Concurrent sessions in the Old US Mint
All Speakers TBA
Slow Fish 2016 Conference Overview
“To give voice and visibility to the rural food producers who populate our world. To raise their awareness, as well as that of the population at large, of the value of their work. To sustain their ability to work under the best conditions, for all of our good and for the good of the planet … in an abundance of celebration and a celebration of abundance!”
Slow Fish 2016 is being organized around storytelling that will allow conference participants to share stories about their watershed/region, traditions, successes, challenges and needs. Additionally, storytelling will facilitate identifying commonalities among fisheries and communities around the world in order to create Slow Food Communities to collectively addresses common challenges and develop strategies for advancing Good, Clean and Fair Food.
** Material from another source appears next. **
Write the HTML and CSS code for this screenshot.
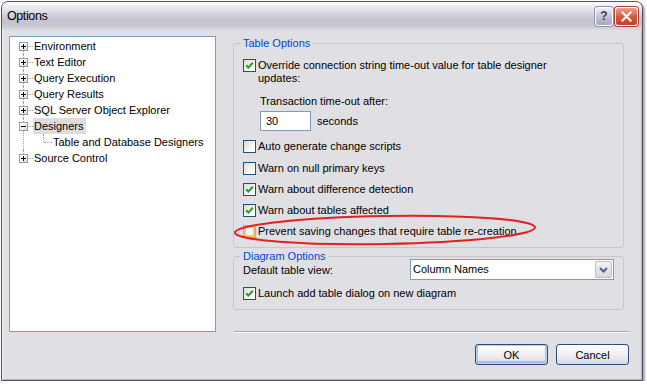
FILE: index.html
```html
<!DOCTYPE html>
<html>
<head>
<meta charset="utf-8">
<title>Options</title>
<link rel="stylesheet" href="styles.css">
</head>
<body>
<div class="window">
  <div class="titlebar">
    <span class="title">Options</span>
    <div class="caption-buttons">
      <span class="cap help">?</span>
      <span class="cap close"><svg width="11" height="11" viewBox="0 0 11 11"><path d="M1.5 1.5 L9.5 9.5 M9.5 1.5 L1.5 9.5" stroke="#fff" stroke-width="2.2" stroke-linecap="square"/></svg></span>
    </div>
  </div>
  <div class="content">
    <ul class="tree">
      <li class="node first"><span class="exp plus"></span><span class="label">Environment</span></li>
      <li class="node"><span class="exp plus"></span><span class="label">Text Editor</span></li>
      <li class="node"><span class="exp plus"></span><span class="label">Query Execution</span></li>
      <li class="node"><span class="exp plus"></span><span class="label">Query Results</span></li>
      <li class="node"><span class="exp plus"></span><span class="label">SQL Server Object Explorer</span></li>
      <li class="node open"><span class="exp minus"></span><span class="label selected">Designers</span>
        <ul class="children">
          <li class="leaf"><span class="label">Table and Database Designers</span></li>
        </ul>
      </li>
      <li class="node last"><span class="exp plus"></span><span class="label">Source Control</span></li>
    </ul>
    <div class="pane">
      <fieldset class="group table-group">
        <legend>Table Options</legend>
        <div class="check-row">
          <span class="cb checked"><svg width="11" height="11" viewBox="0 0 11 11"><path d="M2.2 5.2 L4.4 7.6 L8.8 2.8" fill="none" stroke="#21a121" stroke-width="2"/></svg></span>
          <span class="cb-label">Override connection string time-out value for table designer<br>updates:</span>
        </div>
        <div class="sub-label">Transaction time-out after:</div>
        <div class="timeout-row">
          <span class="num">30</span>
          <span class="unit">seconds</span>
        </div>
        <div class="check-row first-plain">
          <span class="cb"></span>
          <span class="cb-label">Auto generate change scripts</span>
        </div>
        <div class="check-row second-plain">
          <span class="cb"></span>
          <span class="cb-label">Warn on null primary keys</span>
        </div>
        <div class="check-row">
          <span class="cb checked"><svg width="11" height="11" viewBox="0 0 11 11"><path d="M2.2 5.2 L4.4 7.6 L8.8 2.8" fill="none" stroke="#21a121" stroke-width="2"/></svg></span>
          <span class="cb-label">Warn about difference detection</span>
        </div>
        <div class="check-row">
          <span class="cb checked"><svg width="11" height="11" viewBox="0 0 11 11"><path d="M2.2 5.2 L4.4 7.6 L8.8 2.8" fill="none" stroke="#21a121" stroke-width="2"/></svg></span>
          <span class="cb-label">Warn about tables affected</span>
        </div>
        <div class="check-row">
          <span class="cb hot"></span>
          <span class="cb-label">Prevent saving changes that require table re-creation</span>
        </div>
      </fieldset>
      <fieldset class="group diagram-group">
        <legend>Diagram Options</legend>
        <div class="select-row">
          <span class="select-label">Default table view:</span>
          <div class="select">
            <span class="select-value">Column Names</span>
            <span class="select-btn"><svg width="9" height="6" viewBox="0 0 9 6"><path d="M1 1 L4.5 4.5 L8 1" fill="none" stroke="#4d6185" stroke-width="2"/></svg></span>
          </div>
        </div>
        <div class="check-row launch-row">
          <span class="cb checked"><svg width="11" height="11" viewBox="0 0 11 11"><path d="M2.2 5.2 L4.4 7.6 L8.8 2.8" fill="none" stroke="#21a121" stroke-width="2"/></svg></span>
          <span class="cb-label">Launch add table dialog on new diagram</span>
        </div>
      </fieldset>
      <div class="separator"></div>
      <div class="buttons">
        <span class="btn default">OK</span>
        <span class="btn">Cancel</span>
      </div>
      <svg class="callout" width="396" height="300" viewBox="0 0 396 300"><ellipse cx="152" cy="194" rx="150" ry="14" transform="rotate(-1 152 194)" fill="none" stroke="#e3211e" stroke-width="2"/></svg>
    </div>
  </div>
</div>
</body>
</html>
```

FILE: styles.css
```css
* { box-sizing: border-box; }
html, body { margin: 0; padding: 0; background: #fff; }
body {
  font-family: "Liberation Sans", Arial, sans-serif;
  font-size: 11px;
  color: #000;
}

.window {
  margin: 1px 0 0 1px;
  width: 642px;
  height: 380px;
  border: 1px solid #50506a;
  border-radius: 7px 7px 0 0;
  background: #e0dfe3;
  box-shadow: 2px 2px 2px rgba(0, 0, 0, 0.35), inset 1px 0 0 #f4f4f7, inset -1px -1px 0 #b4b4c0;
  display: flex;
  flex-direction: column;
  overflow: hidden;
}

.titlebar {
  height: 28px;
  flex: none;
  display: flex;
  align-items: center;
  padding: 0 4px 0 5px;
  background: linear-gradient(to bottom, #fdfdfe 0%, #ececf1 18%, #d2d2dc 45%, #c3c3d0 65%, #c9c9d5 85%, #d9d9e1 100%);
  border-radius: 6px 6px 0 0;
}
.title {
  font-size: 12.5px;
  letter-spacing: -0.4px;
  color: #000;
  flex: 1;
}
.caption-buttons { display: flex; gap: 2px; }
.cap {
  height: 19px;
  border-radius: 3px;
  display: flex;
  align-items: center;
  justify-content: center;
}
.help {
  width: 18px;
  border: 1px solid #fff;
  background: linear-gradient(to bottom, #eeeef4, #bcbdcf 60%, #a7a9bf);
  box-shadow: 0 0 0 1px #8f91a8;
  color: #3a3d55;
  font-weight: bold;
  font-size: 12px;
}
.close {
  width: 23px;
  border: 1px solid #fff;
  background: linear-gradient(to bottom, #ee9c88, #d6563c 55%, #c2412a);
  box-shadow: 0 0 0 1px #a2403a;
}

.content {
  flex: 1;
  display: flex;
  align-items: flex-start;
  padding: 6px 0 0 7px;
}

/* tree */
.tree {
  list-style: none;
  margin: 0;
  padding: 1px 0 0 0;
  width: 207px;
  height: 296px;
  flex: none;
  background: #fff;
  border: 1px solid #7f9db9;
}
.tree ul { list-style: none; margin: 0; padding: 0; }
.node {
  position: relative;
  padding-left: 23px;
  line-height: 16px;
}
.label {
  display: inline-block;
  height: 16px;
  padding: 0 2px 0 1px;
  white-space: nowrap;
}
.label.selected { background: #dddde0; }
.node::before {
  content: "";
  position: absolute;
  left: 13px;
  top: 0;
  bottom: 0;
  border-left: 1px dotted #a0a0a0;
}
.node.first::before { top: 8px; }
.node.last::before { bottom: auto; height: 8px; }
.node::after {
  content: "";
  position: absolute;
  left: 18px;
  top: 8px;
  width: 5px;
  border-top: 1px dotted #a0a0a0;
}
.exp {
  position: absolute;
  left: 9px;
  top: 4px;
  width: 9px;
  height: 9px;
  z-index: 1;
  border: 1px solid #8e9fb0;
  background: linear-gradient(135deg, #ffffff 30%, #d9d8d2);
}
.exp::before {
  content: "";
  position: absolute;
  left: 1px;
  top: 3px;
  width: 5px;
  height: 1px;
  background: #000;
}
.exp.plus::after {
  content: "";
  position: absolute;
  left: 3px;
  top: 1px;
  width: 1px;
  height: 5px;
  background: #000;
}
.children { margin-left: -23px !important; }
.leaf {
  position: relative;
  padding-left: 42px;
  line-height: 16px;
}
.leaf::before {
  content: "";
  position: absolute;
  left: 33px;
  top: 0;
  height: 8px;
  border-left: 1px dotted #a0a0a0;
}
.leaf::after {
  content: "";
  position: absolute;
  left: 34px;
  top: 8px;
  width: 8px;
  border-top: 1px dotted #a0a0a0;
}

/* right pane */
.pane {
  position: relative;
  margin-left: 17px;
  width: 396px;
  display: flex;
  flex-direction: column;
  padding-top: 1px;
}
.group {
  margin: 0;
  width: 391px;
  border: 1px solid #c7c7cb;
  border-radius: 3px;
  min-width: 0;
}
.group legend {
  color: #0046d5;
  padding: 0 3px;
  margin-left: -3px;
  line-height: 13px;
}
.table-group { padding: 9px 9px 9px 9px; }
.diagram-group { margin-top: 2px; padding: 0 9px 9px 9px; }

.check-row {
  display: flex;
  align-items: flex-start;
  gap: 2px;
  line-height: 13px;
  margin-top: 8px;
}
.table-group .check-row:first-of-type { margin-top: 0; }
.check-row.first-plain { margin-top: 9px; }
.check-row.second-plain { margin-top: 9px; }
.cb {
  width: 13px;
  height: 13px;
  flex: none;
  border: 1px solid #1c5180;
  background: linear-gradient(135deg, #dcdcd5, #ffffff 85%);
  display: flex;
  align-items: center;
  justify-content: center;
}
.cb.hot {
  border-color: #c9a978;
  background: linear-gradient(135deg, #e6e4dc, #ffffff 85%);
  box-shadow: inset 0 0 0 2px #f9c674;
}
.cb-label { white-space: nowrap; }

.sub-label {
  margin-top: 10px;
  padding-left: 17px;
  line-height: 13px;
}
.timeout-row {
  margin-top: 3px;
  padding-left: 17px;
  display: flex;
  align-items: center;
  gap: 6px;
}
.num {
  width: 51px;
  height: 20px;
  border: 1px solid #7f9db9;
  background: #fff;
  padding-left: 5px;
  line-height: 18px;
}

.select-row {
  display: flex;
  align-items: center;
  margin-top: -4px;
}
.select {
  margin-left: auto;
  width: 204px;
  height: 21px;
  display: flex;
  border: 1px solid #7f9db9;
  background: #fff;
}
.select-value {
  flex: 1;
  padding-left: 2px;
  line-height: 19px;
}
.select-btn {
  width: 17px;
  margin: 1px;
  border: 1px solid #b9bfd0;
  border-radius: 2px;
  background: linear-gradient(to bottom, #f3f3f7, #d4d6e2);
  display: flex;
  align-items: center;
  justify-content: center;
}
.launch-row { margin-top: 7px; }

.separator {
  margin-top: 21px;
  margin-left: 1px;
  width: 395px;
  border-top: 1px solid #a7a6ad;
  border-bottom: 1px solid #ffffff;
}
.buttons {
  margin-top: 11px;
  display: flex;
  justify-content: flex-end;
  gap: 8px;
}
.btn {
  width: 73px;
  height: 21px;
  border: 1px solid #2c4a7c;
  border-radius: 3px;
  background: linear-gradient(to bottom, #ffffff, #f2f2f5 45%, #d9d9e4);
  display: flex;
  align-items: center;
  justify-content: center;
}
.btn.default { box-shadow: inset 0 0 0 1px #b9cff0, inset 0 -1px 0 2px #a9c2ea; }

.callout {
  position: absolute;
  left: 0;
  top: 0;
  overflow: visible;
  pointer-events: none;
}
```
The dynamic process of storytelling, forming Slow Food Communities and creating strategic alliances will occur within the following tracks:
TRACK 1: Our Cross-Boundary World – All Rivers Flow to the Ocean
Dave Adler, email@example.com
We will explore international, inter-state, regional, local cross-boundary issues: impacts on communities across boundaries, cross-boundary economics, and studying how fisheries are managed across boundaries. We will attempt to answer questions such as: What strategies have been successful and what not? How do we foster cross-boundary collaborations and communications? How do we support cultures, economies, and fish populations? How can lobbying activities fit in? Who are our partners? How can we counteract climate change and ocean acidification? We will focus on the importance of habitat/ocean/water literacy and build educational modules for all Slow Food convivia to use and promote.
TRACK 2: Fishy Business – How Do We Take What The Sea Gives Us, Not What We Want
Sarah Shoffler, firstname.lastname@example.org
We will gain a shared understanding of the BIG picture of fisheries business and the challenges and successes at many scales – local, regional, national, international. A central question to answer is: how do we increase our Slow Food community network’s ability to support sustainable businesses and improve local economies? This Track will also focus on the mechanics of marketing, community and consumer engagement, and better business practices.
TRACK 3: Governance – Our Shared Responsibility
Brett Tolley, email@example.com
The governance track will seek to answer questions surrounding how to foster awareness, collaboration, and capacity to enable fishing communities to engage with policy deliberations and decisions that will shape their future with sustainable fisheries and working waterfronts.